Die Taste mit dem Längssperrensymbol gedrückt, lässt Paul Xtra Power keinen Zweifel daran, dass das System mit Macht zu Werke geht. Etwas Feinschliff kann es schon noch vertragen und wird ihn wohl auch bekommen, setzt das Orchester der Hydraulik doch nicht gerade pianissimo ein. Das Hubvolumen der Radnabenmotoren dieses neuen DAF ist höher als überall sonst. Beträgt es von MAN Hydrodrive bis Volvo X-Track ungefähr einen Liter, so fährt Paul Xtra Power gleich einmal 1.248 Kubikzentimeter auf.
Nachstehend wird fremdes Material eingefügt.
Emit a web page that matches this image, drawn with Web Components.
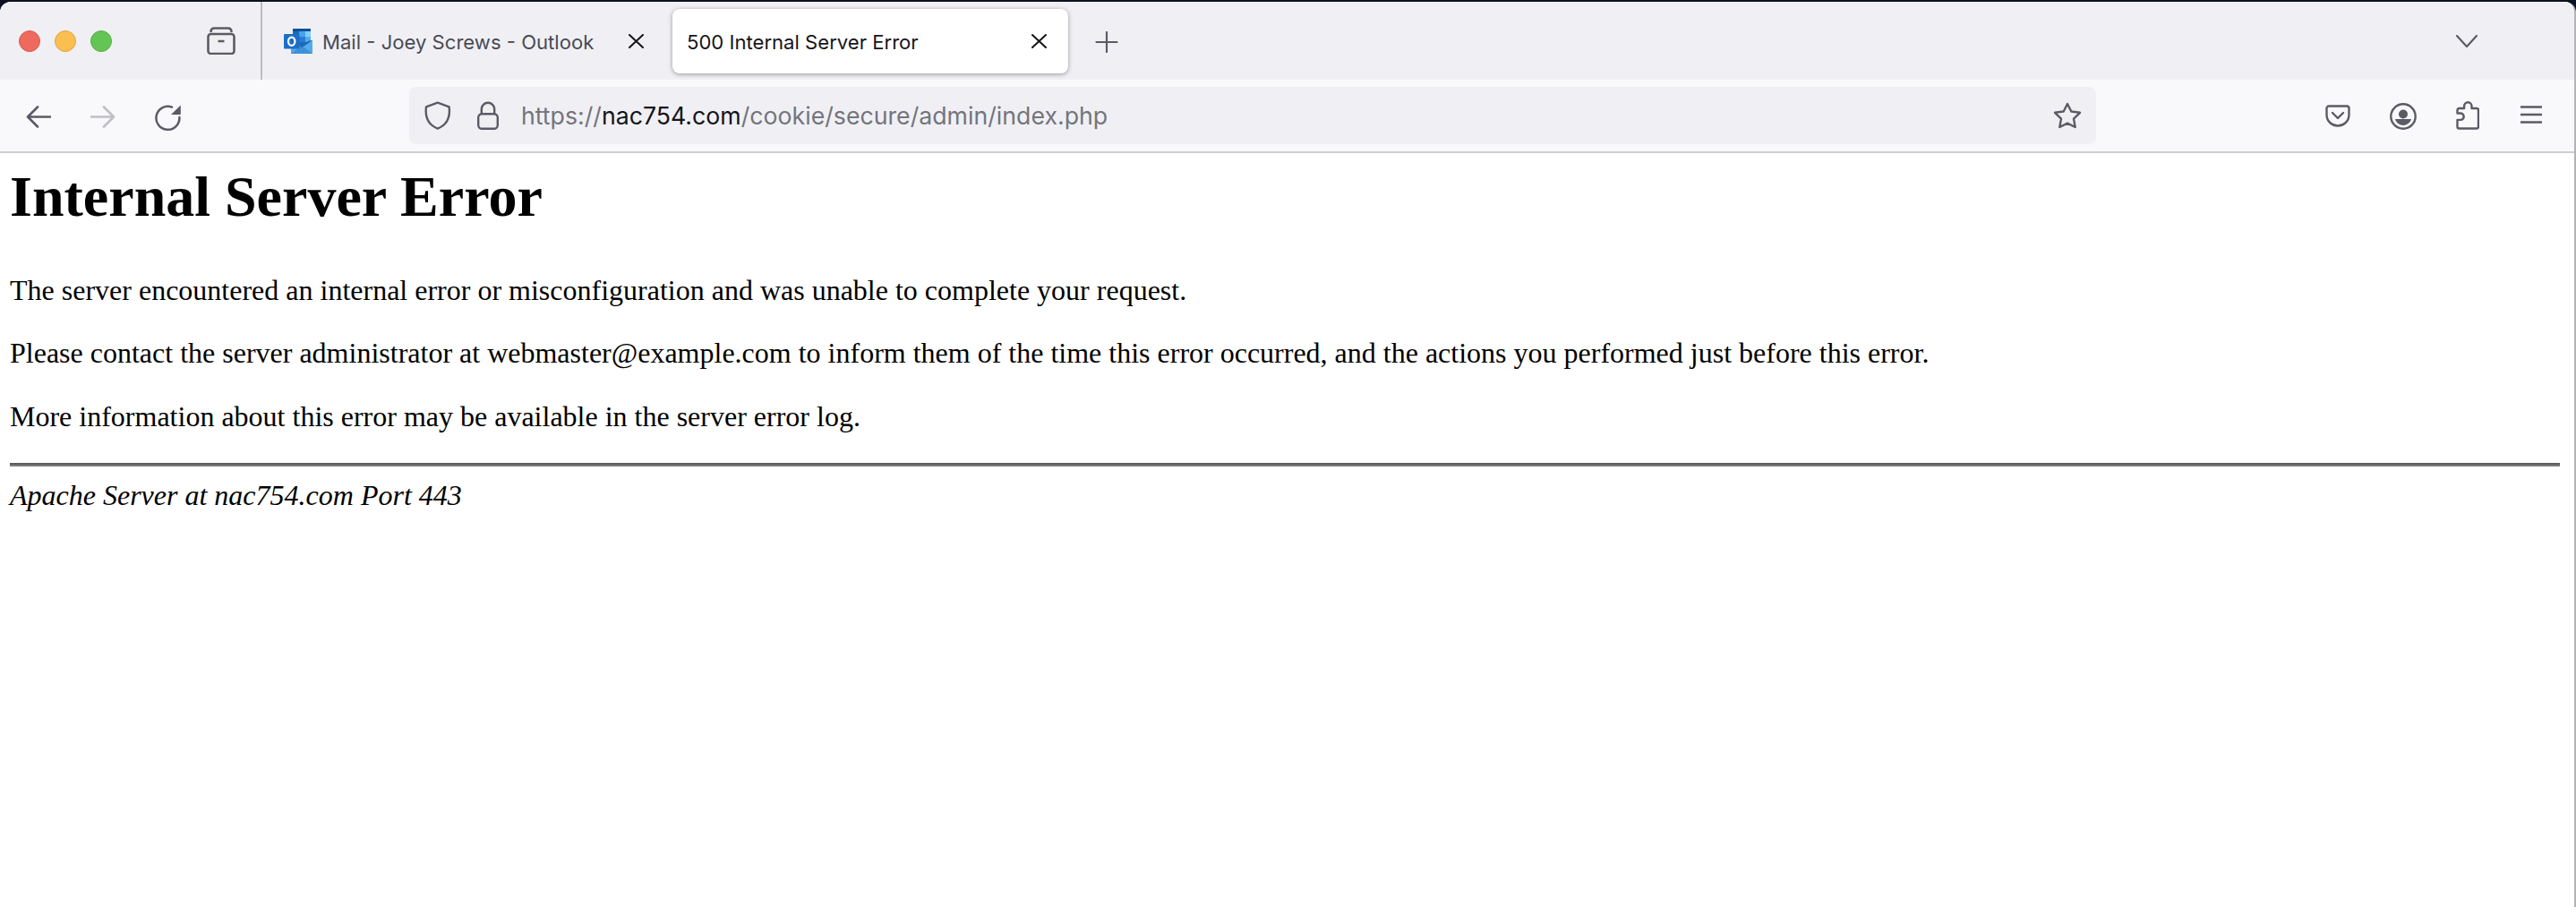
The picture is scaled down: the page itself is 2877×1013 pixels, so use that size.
<!DOCTYPE html>
<html lang="en">
<head>
<meta charset="utf-8">
<title>500 Internal Server Error</title>
<style>
  html, body { margin: 0; padding: 0; height: 100%; background: #0d1020; overflow: hidden; }
</style>
</head>
<body>
<browser-window>
  <tab-strip slot="tabs">
    <traffic-lights></traffic-lights>
    <tool-icon name="view" style="margin-left:106px"></tool-icon>
    <span class="sep" style="display:block;width:2px;height:87px;background:#bcbcc2;margin-left:28px;align-self:flex-end"></span>
    <browser-tab style="margin-left:6px;width:444px">
      <tool-icon slot="favicon" name="outlook"></tool-icon>
      Mail - Joey Screws - Outlook
    </browser-tab>
    <browser-tab active style="margin-left:7.5px;width:442.5px">500 Internal Server Error</browser-tab>
    <tool-icon name="plus" style="margin-left:30px;margin-top:3px"></tool-icon>
    <span style="flex:1"></span>
    <tool-icon name="chevron" style="margin-right:108px"></tool-icon>
  </tab-strip>
  <nav-bar slot="nav">
    <tool-icon name="back" style="margin-left:29px;margin-top:2px"></tool-icon>
    <tool-icon name="forward" style="margin-left:44px;margin-top:2px"></tool-icon>
    <tool-icon name="reload" style="margin-left:44px;margin-top:4px"></tool-icon>
    <url-bar scheme="https://" host="nac754.com" path="/cookie/secure/admin/index.php"></url-bar>
    <tool-icon name="pocket" style="margin-left:256px"></tool-icon>
    <tool-icon name="account" style="margin-left:44px;margin-top:2px"></tool-icon>
    <tool-icon name="extensions" style="margin-left:44px"></tool-icon>
    <tool-icon name="menu" style="margin-left:46px;margin-top:-2px"></tool-icon>
  </nav-bar>
  <server-error slot="page">
    <span slot="title">Internal Server Error</span>
    <p>The server encountered an internal error or misconfiguration and was unable to complete your request.</p>
    <p>Please contact the server administrator at webmaster@example.com to inform them of the time this error occurred, and the actions you performed just before this error.</p>
    <p>More information about this error may be available in the server error log.</p>
    <span slot="signature">Apache Server at nac754.com Port 443</span>
  </server-error>
</browser-window>

<script>
  const STROKE = "#5b5b66";

  // each icon is drawn in its own pixel box: [width, height, markup]
  const ICONS = {
    view: [32, 31, `
      <g fill="none" stroke="${STROKE}" stroke-width="2.6" stroke-linecap="round" stroke-linejoin="round">
        <path d="M4.5 5Q5 1.5 8 1.5H24Q27 1.5 27.5 5"/>
        <rect x="1.5" y="8" width="29" height="22" rx="3"/>
        <path d="M12.5 16H19.5" stroke-linecap="butt"/>
      </g>`],
    outlook: [32, 28, `
      <rect x="10" y="0" width="20" height="3" fill="#0f4f9a"/>
      <rect x="10" y="3" width="7" height="6" fill="#1a68bd"/>
      <rect x="17" y="3" width="7" height="6" fill="#4aa3e6"/>
      <rect x="24" y="3" width="6" height="6" fill="#7fd0f6"/>
      <rect x="10" y="9" width="7" height="6" fill="#15589f"/>
      <rect x="17" y="9" width="7" height="6" fill="#2a7cd3"/>
      <rect x="24" y="9" width="6" height="6" fill="#4fb0ec"/>
      <rect x="10" y="15" width="20" height="5" fill="#1c6cc0"/>
      <path d="M8 14L20 21L32 13V28H8Z" fill="#55aae8"/>
      <path d="M8 28L20 19L32 28Z" fill="#3d92da"/>
      <path d="M32 13L20 21L16 18.5L30 13Z" fill="#1e6bb8"/>
      <rect x="0" y="6" width="17.5" height="16.5" rx="1" fill="#1d6fc6"/>
      <ellipse cx="8.7" cy="14.2" rx="3.7" ry="4.6" fill="none" stroke="#fff" stroke-width="2.2"/>`],
    close: [17, 16, `
      <path d="M1 1L16 15M16 1L1 15" stroke="#15141a" stroke-width="2" fill="none" stroke-linecap="round"/>`],
    plus: [26, 24, `
      <path d="M13 1V23M1.5 12H24.5" stroke="${STROKE}" stroke-width="2.2" fill="none" stroke-linecap="round"/>`],
    chevron: [24, 14, `
      <path d="M1 1L12 13L23 1" stroke="${STROKE}" stroke-width="2.2" fill="none" stroke-linecap="round" stroke-linejoin="round"/>`],
    back: [28, 25, `
      <path d="M27 12.5H2.5M13 1.5L2 12.5L13 23.5" stroke="${STROKE}" stroke-width="2.6" fill="none" stroke-linecap="round" stroke-linejoin="round"/>`],
    forward: [28, 25, `
      <path d="M1 12.5H25.5M15 1.5L26 12.5L15 23.5" stroke="#bfbfc5" stroke-width="2.6" fill="none" stroke-linecap="round" stroke-linejoin="round"/>`],
    reload: [30, 29, `
      <path d="M19 2.6A13 13 0 1 0 27.4 14" stroke="${STROKE}" stroke-width="2.5" fill="none" stroke-linecap="round"/>
      <path d="M28.8 .6V11H18Z" fill="${STROKE}"/>`],
    shield: [30, 32, `
      <path d="M14.8 1.6L27.6 6.4C29.2 19 24 27 14.8 30.6C5.6 27 .4 19 2 6.4Z" stroke="${STROKE}" stroke-width="2.4" fill="none" stroke-linejoin="round"/>`],
    lock: [24, 32, `
      <g stroke="${STROKE}" stroke-width="2.4" fill="none">
        <rect x="1.2" y="14.2" width="21.6" height="16.6" rx="4"/>
        <path d="M4.8 14V9A7.2 7.2 0 0 1 19.2 9V14"/>
      </g>`],
    star: [32, 30, `
      <path d="M16 2L20.3 10.5L30 11.8L23 18.6L24.7 28L16 23.6L7.3 28L9 18.6L2 11.8L11.7 10.5Z" stroke="${STROKE}" stroke-width="2.4" fill="none" stroke-linejoin="round"/>`],
    pocket: [28, 25, `
      <g stroke="${STROKE}" stroke-width="2.4" fill="none" stroke-linecap="round" stroke-linejoin="round">
        <path d="M1.5 4A2.5 2.5 0 0 1 4 1.5H24A2.5 2.5 0 0 1 26.5 4V11C26.5 19 20 23.5 14 23.5C8 23.5 1.5 19 1.5 11Z"/>
        <path d="M8 9L14 15L20 9"/>
      </g>`],
    account: [30, 30, `
      <circle cx="15" cy="15" r="13.7" stroke="${STROKE}" stroke-width="2.4" fill="none"/>
      <circle cx="15" cy="12.5" r="5" fill="${STROKE}"/>
      <path d="M6 18H24C23 22 19 25 15 25C11 25 7 22 6 18Z" fill="${STROKE}"/>`],
    extensions: [26, 32, `
      <path d="M3.5 30.5H23A2 2 0 0 0 25 28.5V10A2 2 0 0 0 23 8H17.5V5.5A4.2 4.2 0 0 0 9.1 5.5V8H3.5A2 2 0 0 0 1.5 10V13.5H5A3.7 3.7 0 0 1 5 20.9H1.5V28.5A2 2 0 0 0 3.5 30.5Z" stroke="${STROKE}" stroke-width="2.4" fill="none" stroke-linejoin="round"/>`],
    menu: [24, 20, `
      <path d="M0 1.5H24M0 10H24M0 18.5H24" stroke="${STROKE}" stroke-width="2.6" fill="none"/>`],
  };

  class ToolIcon extends HTMLElement {
    connectedCallback() {
      if (this.shadowRoot) return;
      const [w, h, body] = ICONS[this.getAttribute("name")];
      this.attachShadow({ mode: "open" }).innerHTML = `
        <style>
          :host { display: block; flex: none; line-height: 0; }
          svg { display: block; }
        </style>
        <svg width="${w}" height="${h}" viewBox="0 0 ${w} ${h}">${body}</svg>`;
    }
  }

  class BrowserWindow extends HTMLElement {
    constructor() {
      super();
      this.attachShadow({ mode: "open" }).innerHTML = `
        <style>
          :host {
            display: flex;
            flex-direction: column;
            height: 1011px;
            margin-top: 2px;
            border-right: 2px solid #b4b4b6;
            border-radius: 12px 12px 0 0;
            overflow: hidden;
            background: #fff;
          }
        </style>
        <slot name="tabs"></slot>
        <slot name="nav"></slot>
        <slot name="page"></slot>`;
    }
  }

  class TabStrip extends HTMLElement {
    constructor() {
      super();
      this.attachShadow({ mode: "open" }).innerHTML = `
        <style>
          :host {
            display: flex;
            align-items: center;
            height: 87px;
            background: #f0f0f4;
          }
        </style>
        <slot></slot>`;
    }
  }

  class TrafficLights extends HTMLElement {
    constructor() {
      super();
      this.attachShadow({ mode: "open" }).innerHTML = `
        <style>
          :host { display: flex; gap: 16px; margin-left: 21px; margin-top: 0; flex: none; }
          i { display: block; width: 24px; height: 24px; border-radius: 50%; box-sizing: border-box; border: 1px solid; }
          .r { background: #ee6a5f; border-color: #d9594f; }
          .y { background: #f9bf4f; border-color: #e0a53f; }
          .g { background: #62c554; border-color: #53ae46; }
        </style>
        <i class="r"></i><i class="y"></i><i class="g"></i>`;
    }
  }

  class BrowserTab extends HTMLElement {
    connectedCallback() {
      if (this.shadowRoot) return;
      this.attachShadow({ mode: "open" }).innerHTML = `
        <style>
          :host {
            display: flex;
            align-items: center;
            box-sizing: border-box;
            flex: none;
            height: 72px;
            padding: 0 24px 0 18px;
            border-radius: 8px;
            font: 22.1px Inter, "Noto Sans", sans-serif;
            color: #4a4a55;
          }
          :host([active]) {
            background: #fff;
            color: #15141a;
            box-shadow: 0 1px 5px rgba(0, 0, 0, .38);
          }
          :host([active]) .label { margin-left: -1.5px; }
          .label { flex: 1; white-space: nowrap; overflow: hidden; margin-top: 2px; }
          ::slotted([slot="favicon"]) { margin-right: 11px; }
        </style>
        <slot name="favicon"></slot>
        <span class="label"><slot></slot></span>
        <tool-icon name="close"></tool-icon>`;
    }
  }

  class NavBar extends HTMLElement {
    constructor() {
      super();
      this.attachShadow({ mode: "open" }).innerHTML = `
        <style>
          :host {
            display: flex;
            align-items: center;
            height: 80px;
            background: #f9f9fb;
            border-bottom: 2px solid #cfcfd1;
          }
        </style>
        <slot></slot>`;
    }
  }

  class UrlBar extends HTMLElement {
    connectedCallback() {
      if (this.shadowRoot) return;
      const scheme = this.getAttribute("scheme");
      const host = this.getAttribute("host");
      const path = this.getAttribute("path");
      this.attachShadow({ mode: "open" }).innerHTML = `
        <style>
          :host {
            display: flex;
            align-items: center;
            box-sizing: border-box;
            flex: none;
            width: 1884px;
            height: 64px;
            margin-left: 254px;
            padding: 0 16px 0 17px;
            border-radius: 8px;
            background: #f0f0f4;
            font: 26.7px Inter, "Noto Sans", sans-serif;
            color: #74747d;
          }
          .address { flex: 1; margin-left: 25px; white-space: nowrap; }
          b { font-weight: 400; color: #15141a; }
          .shield { margin-right: 29px; }
        </style>
        <tool-icon name="shield" class="shield"></tool-icon>
        <tool-icon name="lock"></tool-icon>
        <span class="address">${scheme}<b>${host}</b>${path}</span>
        <tool-icon name="star"></tool-icon>`;
    }
  }

  class ServerError extends HTMLElement {
    constructor() {
      super();
      this.attachShadow({ mode: "open" }).innerHTML = `
        <style>
          :host {
            display: block;
            padding: 0 16px 0 11px;
            font-family: "Liberation Serif", "Times New Roman", serif;
            font-size: 32px;
            line-height: 37px;
            color: #000;
            background: #fff;
          }
          h1 { margin: 12px 0 0; font-size: 64px; line-height: 74px; font-weight: 700; }
          .body { margin-top: 48.7px; }
          ::slotted(p) { margin: 0 0 33.5px; }
          hr { box-sizing: border-box; height: 4px; margin: 3px 0 14.2px; border: 0; border-top: 2px solid #5c5c5c; background: #7c7c7c; }
          address { font-style: italic; }
        </style>
        <h1><slot name="title"></slot></h1>
        <div class="body"><slot></slot></div>
        <hr>
        <address><slot name="signature"></slot></address>`;
    }
  }

  customElements.define("tool-icon", ToolIcon);
  customElements.define("browser-window", BrowserWindow);
  customElements.define("tab-strip", TabStrip);
  customElements.define("traffic-lights", TrafficLights);
  customElements.define("browser-tab", BrowserTab);
  customElements.define("nav-bar", NavBar);
  customElements.define("url-bar", UrlBar);
  customElements.define("server-error", ServerError);
</script>
</body>
</html>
Konsequenz daraus: Der Druck im System kann mit ungefähr 360 Bar schön niedrig bleiben, während beim Wettbewerb schon immer gern mal 400 Bar und darüber als Betriebsdruck vorherrschen. Weitere Besonderheit: Das System ist im Gegensatz zu allen sonst gebräuchlichen hydrostatischen Vorderradantrieben offen ausgelegt. Die Hydraulik kann sich also auch noch anderweitig nützlich machen. Beine macht ihr der Nebenabtrieb des Motors, womit eine Zugkraftunterbrechung des Fronttriebs beim Schalten kein Thema ist. Nachteil der niederbayerisch-niederländischen Lösung: Der Anbau an den Motor ragt sowohl über die Rahmenoberkante hinaus als auch unter der Kabinenrückwand des langen Space-Cab-Fahrerhauses hervor. Das dürfte die Aufbauer etwas ins Grübeln bringen, wenn’s mal um Motorwagen gehen sollte, zumal mit kurzer Kabine. Für den Kippsattel, auf den das Ganze offensichtlich gemünzt ist, spielt das aber keine Rolle. Und wie gut die Sache dann im echten Serienstadium funktioniert, das wird ein ausführlicher Test in einer der kommenden Ausgaben im Einzelnen beleuchten.